On 9 August 1945, the 15th Army and 5th Separate Rifle Corps launched their offensive. On 10 August, the 2nd Red Banner Army began its offensive operation. They crossed the Amur River and Ussuri River with the assistance of the Amur Military Flotilla, which landed Soviet troops on the Japanese-held banks of the rivers – notably a landing at Fuyuan. The offensive succeeded, and within three days Soviet troops had cleared the entire right bank of the Amur River of Japanese forces. Between 10 and 13 August, Soviet forces broke through the Fujin, Zhaohei, and Sakhalyan fortified regions, after which they began advancing deep into Manchuria. The 15th Army advanced along both banks of the Songhua River, but lost momentum as it crossed into virtually roadless mountainous, taiga, and swampy terrain. The Soviets then committed ships of the Amur Military Flotilla to the offensive: They transported army detachments to reinforce the advanced forces, conducted amphibious landings, and provided gunfire support to forces ashore. Despite a confident advance by Soviet troops, fierce fighting continued in some areas.

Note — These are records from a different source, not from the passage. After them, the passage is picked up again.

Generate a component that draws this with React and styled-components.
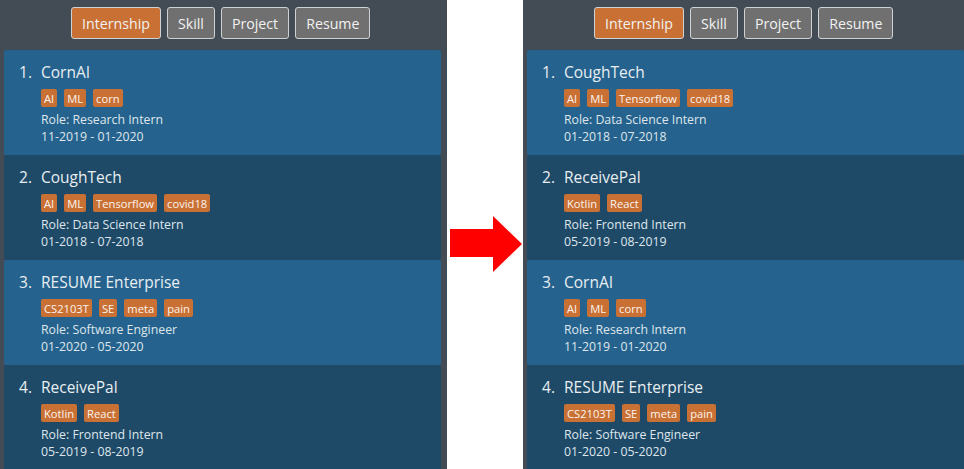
import React from "react";
import styled, { createGlobalStyle } from "styled-components";

const Global = createGlobalStyle`
  html, body { margin: 0; padding: 0; background: #ffffff; }
  body { width: 964px; height: 469px; overflow: hidden; font-family: "Open Sans", "Noto Sans", sans-serif; }
`;

const Page = styled.div`
  display: flex;
  width: 964px;
  height: 469px;
  overflow: hidden;
  background: #ffffff;
`;

const Panel = styled.div`
  flex: 0 0 ${(p) => p.$width}px;
  width: ${(p) => p.$width}px;
  height: 469px;
  background: #434c55;
  display: flex;
  flex-direction: column;
  padding: 0 ${(p) => p.$padRight}px 0 4px;
  box-sizing: border-box;
  overflow: hidden;
`;

const Toolbar = styled.div`
  display: flex;
  gap: 6px;
  padding: 7px 0 11px 67px;
`;

const TabButton = styled.div`
  height: 32px;
  box-sizing: border-box;
  padding: 0 10px;
  display: flex;
  align-items: center;
  border: 1px solid #cfd2d4;
  border-radius: 3px;
  background: ${(p) => (p.$active ? "#c97034" : "#707070")};
  color: #f2f2f2;
  font-size: 14.2px;
`;

const Card = styled.div`
  flex: 0 0 105px;
  height: 105px;
  box-sizing: border-box;
  padding: 11px 0 0 15px;
  background: ${(p) => (p.$odd ? "#25638e" : "#1e4a68")};
  border-radius: 2px;
  color: #dfe6eb;
`;

const TitleRow = styled.div`
  display: flex;
  align-items: center;
  height: 21px;
  font-size: 15.5px;
  color: #e9eef2;
`;

const Num = styled.span`
  margin-right: 9px;
`;

const Details = styled.div`
  padding-left: 22px;
`;

const Tags = styled.div`
  display: flex;
  gap: 7px;
  margin-top: 7px;
  height: 18px;
`;

const Tag = styled.span`
  display: inline-flex;
  align-items: center;
  height: 18px;
  padding: 0 3px;
  border-radius: 2px;
  background: #c97034;
  color: #fbf4ee;
  font-size: 11.2px;
`;

const Line = styled.div`
  font-size: 12.3px;
  line-height: 17px;
  margin-top: ${(p) => p.$mt || 0}px;
`;

const Gap = styled.div`
  flex: 0 0 76px;
  width: 76px;
  padding-top: 216px;
  box-sizing: border-box;
  display: flex;
  justify-content: flex-start;
  padding-left: 3px;
`;

const items = {
  corn: { name: "CornAI", tags: ["AI", "ML", "corn"], role: "Research Intern", date: "11-2019 - 01-2020" },
  cough: { name: "CoughTech", tags: ["AI", "ML", "Tensorflow", "covid18"], role: "Data Science Intern", date: "01-2018 - 07-2018" },
  resume: { name: "RESUME Enterprise", tags: ["CS2103T", "SE", "meta", "pain"], role: "Software Engineer", date: "01-2020 - 05-2020" },
  receive: { name: "ReceivePal", tags: ["Kotlin", "React"], role: "Frontend Intern", date: "05-2019 - 08-2019" },
};

const tabs = ["Internship", "Skill", "Project", "Resume"];

function ListPanel({ order, width, padRight }) {
  return (
    <Panel $width={width} $padRight={padRight}>
      <Toolbar>
        {tabs.map((t, i) => (
          <TabButton key={t} $active={i === 0}>{t}</TabButton>
        ))}
      </Toolbar>
      {order.map((key, i) => {
        const it = items[key];
        return (
          <Card key={key} $odd={i % 2 === 0}>
            <TitleRow>
              <Num>{i + 1}.</Num>
              {it.name}
            </TitleRow>
            <Details>
              <Tags>
                {it.tags.map((t) => (
                  <Tag key={t}>{t}</Tag>
                ))}
              </Tags>
              <Line $mt={4}>Role: {it.role}</Line>
              <Line>{it.date}</Line>
            </Details>
          </Card>
        );
      })}
    </Panel>
  );
}

function Arrow() {
  return (
    <svg width="73" height="57" viewBox="0 0 73 57">
      <polygon points="0,13 43,13 43,0 72,28 43,56 43,41 0,41" fill="#ff0000" />
    </svg>
  );
}

export default function App() {
  return (
    <Page>
      <Global />
      <ListPanel order={["corn", "cough", "resume", "receive"]} width={447} padRight={6} />
      <Gap>
        <Arrow />
      </Gap>
      <ListPanel order={["cough", "receive", "corn", "resume"]} width={447} padRight={6} />
    </Page>
  );
}
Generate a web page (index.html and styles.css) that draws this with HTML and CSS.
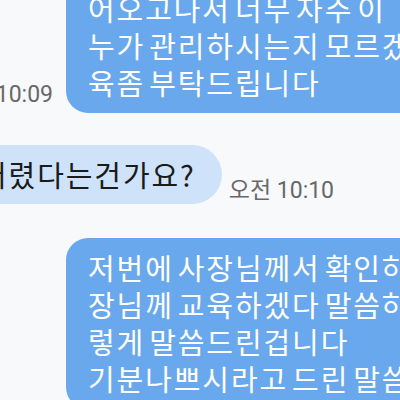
FILE: index.html
```html
<!DOCTYPE html>
<html lang="ko">
<head>
<meta charset="utf-8">
<link rel="stylesheet" href="styles.css">
</head>
<body>
<div class="chat">
  <div class="row row-out first">
    <div class="time-col"><span class="time">10:09</span></div>
    <div class="bubble bubble-out">
      <div class="line">어오고나서 너무 자주 이</div>
      <div class="line">누가 관리하시는지 모르겠</div>
      <div class="line">육좀 부탁드립니다</div>
    </div>
  </div>
  <div class="row row-in">
    <div class="bubble bubble-in">
      <div class="line">버렸다는건가요?</div>
    </div>
    <span class="time">오전 10:10</span>
  </div>
  <div class="row row-out last">
    <div class="time-col"></div>
    <div class="bubble bubble-out">
      <div class="line">저번에 사장님께서 확인하</div>
      <div class="line">장님께 교육하겠다 말씀하</div>
      <div class="line">렇게 말씀드린겁니다</div>
      <div class="line">기분나쁘시라고 드린 말씀</div>
    </div>
  </div>
</div>
</body>
</html>
```

FILE: styles.css
```css
html, body {
  margin: 0;
  padding: 0;
}
body {
  width: 400px;
  height: 400px;
  overflow: hidden;
  background: #f8f9fb;
  font-family: "Noto Sans CJK KR", "Noto Sans", sans-serif;
}
.chat {
  display: flex;
  flex-direction: column;
  gap: 32px;
}
.row {
  display: flex;
  align-items: flex-end;
  white-space: nowrap;
}
.row.first {
  margin-top: -21px;
}
.row.last {
  margin-top: 2px;
}
.row-out {
  gap: 13px;
}
.time-col {
  width: 53px;
  flex: none;
  display: flex;
  justify-content: flex-end;
  margin-bottom: 6px;
}
.row-in {
  margin-left: -44px;
  gap: 7px;
}
.row-in .time {
  margin-bottom: 1px;
}
.time {
  font-family: Roboto, "Noto Sans CJK KR", sans-serif;
  font-size: 23px;
  line-height: 24px;
  color: #686868;
  flex: none;
}
.bubble {
  font-size: 29px;
  line-height: 37px;
  letter-spacing: 1.9px;
  word-spacing: -6px;
  flex: none;
}
.bubble-out {
  background: #69a8ec;
  color: #ffffff;
  border-radius: 22px 0 0 22px;
  padding: 11px 120px 12px 22px;
  width: 440px;
}
.bubble-in {
  background: #cee3f9;
  color: #1b1b1b;
  border-radius: 30px;
  padding: 11px 26px 11px 24px;
}
```
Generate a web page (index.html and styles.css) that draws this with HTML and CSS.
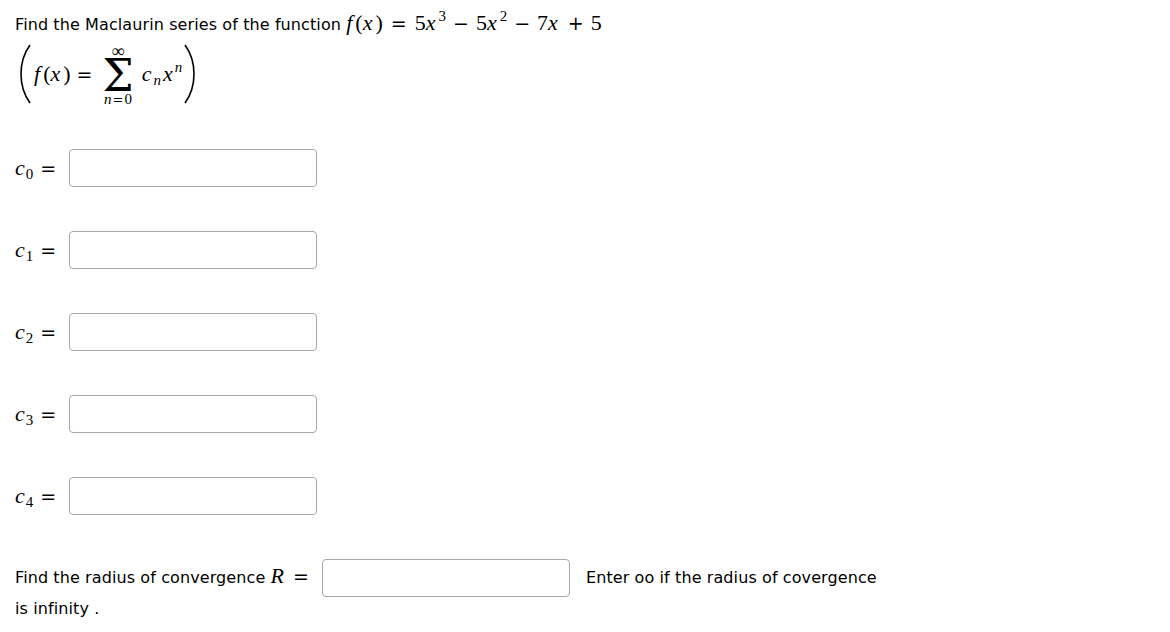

On 14 August, the 15th Army captured the Xingshanzhen fortified region, and on 17 August it captured Jiamusi with the support of the Amur Military Flotilla. Meanwhile, the 5th Separate Rifle Corps captured Baoqing and then began an advance toward Boli, supporting the 15th Army's offensive from the south. From 15 to 18 August, units of the 2nd Red Banner Army captured the Sunwu fortified region and the city of Sunwu itself, where they took a Japanese garrison of 20,000 soldiers prisoner. On 19 August, the Amur Military Flotilla and the 632nd Rifle Regiment captured Yilan. By 20 August, troops of the 2nd Red Banner Army had crossed the Lesser Khingan mountain range, continuing to develop the Soviet offensive toward Qiqihar, and on 20 August the 15th Army entered Harbin, which Soviet airborne forces and a naval flotilla already had captured. Thus, by 20 August, the offensive largely had achieved its objectives, and Soviet troops spent the remainder of the operation suppressing isolated pockets of resistance.

==Results==
During the Sangari Offenisive Operation, Soviet forces defeated the Japanese First Area Army and 4th Separate Army and captured approximately 266,000 prisoners, 286 guns, 86 tanks, and a large quantity of other military equipment and ammunition. The offensive captured northern and northeastern Manchuria from the Japanese and made a significant contribution to the Soviet victory in the Soviet-Japanese War, hastening the end of World War II.